On peut supposer que, dès cette époque, elle commença à fréquenter les groupements professionnels, politiques et idéologiques. L’Amicale primaire laïque de Saône-et-Loire s’était constituée en 1889, et un Groupe d’études sociales sera mis en place à Épinac en 1901. De même, il est vraisemblable qu’elle avait fait la connaissance de Louis Bretin*, un jeune normalien nommé en même temps qu’elle à Épinac et qui allait bientôt devenir, sous le pseudonyme de Théo, l’un des dirigeants les plus actifs de la Fédération socialiste de Saône-et-Loire.

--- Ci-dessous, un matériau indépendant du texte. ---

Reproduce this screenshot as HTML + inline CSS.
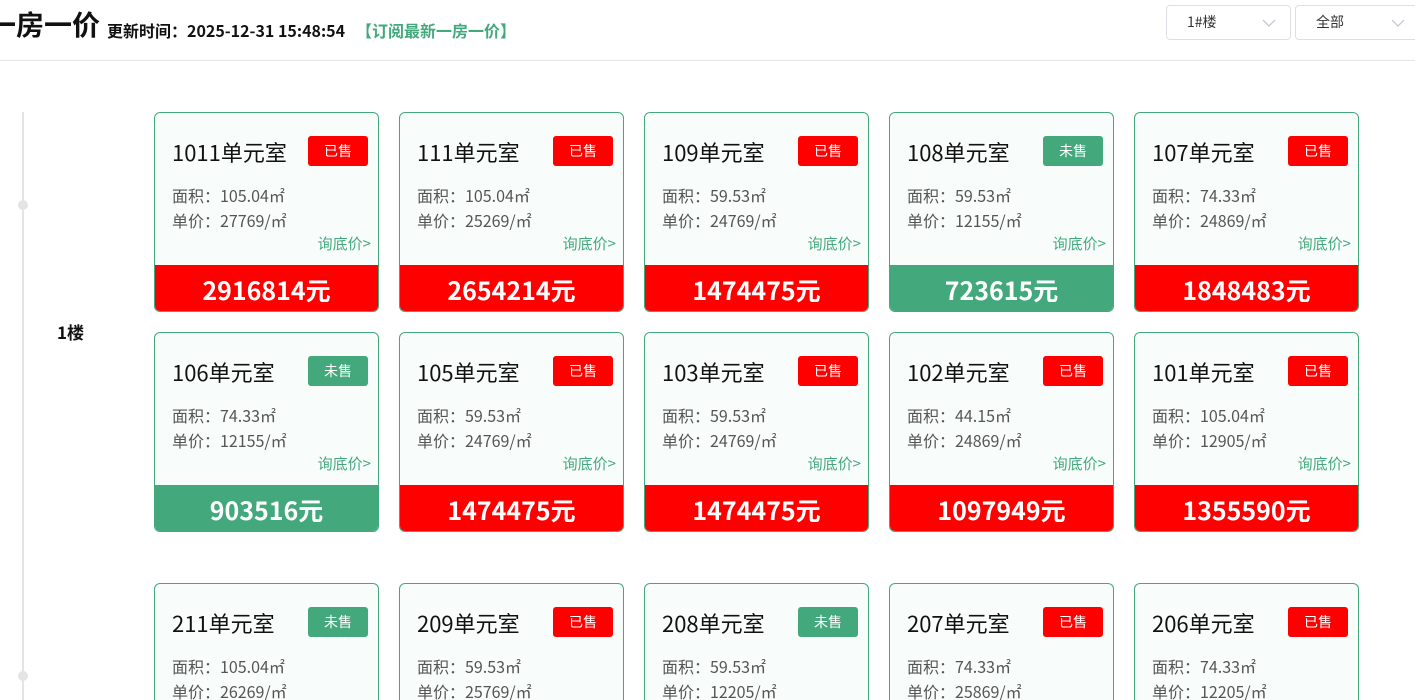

C’est sans doute à Épinac qu’elle découvrit aussi à quel point il était difficile pour une femme de militer : « Aux premières réunions ou j’allai, je vis le vide se faire instantanément autour de moi », écrira-t-elle en 1913. Il me fallut tout l’entêtement d’une féministe pour résister à ces réceptions “pôle nord” qui se reproduisirent plusieurs fois de suite. C’est à la longue seulement que les camarades s’habituèrent à me voir m’asseoir près d’eux et discuter avec eux ». Aussi, à la première occasion, elle s’empressa d’adhérer à une organisation non-mixte, un groupe de la Jeunesse laïque et féministe, qui avait été lancé en septembre 1903 en Saône-et-Loire. 


Reçue aux épreuves pratiques du certificat d’aptitude pédagogique en avril 1903, Marie Guillot fut titularisée un an plus tard et nommée à l’école de filles de Montcony, un bourg agricole, dans l’arrondissement de Louhans. Elle s’y heurta à l’hostilité d’une population offusquée par ses opinions socialistes et son absence de pratique religieuse, et scandalisée par la présence auprès d’elle de sa mère dont la santé mentale était sérieusement ébranlée. Cédant aux pressions, les autorités hiérarchiques persuadèrent Marie Guillot de demander sa mutation, et elle fut nommée, pour la rentrée 1904-1905, à Saint-Martin-d’Auxy, une commune de 150 habitants, dans le canton de Buxy, arrondissement de Chalon-sur-Saône. 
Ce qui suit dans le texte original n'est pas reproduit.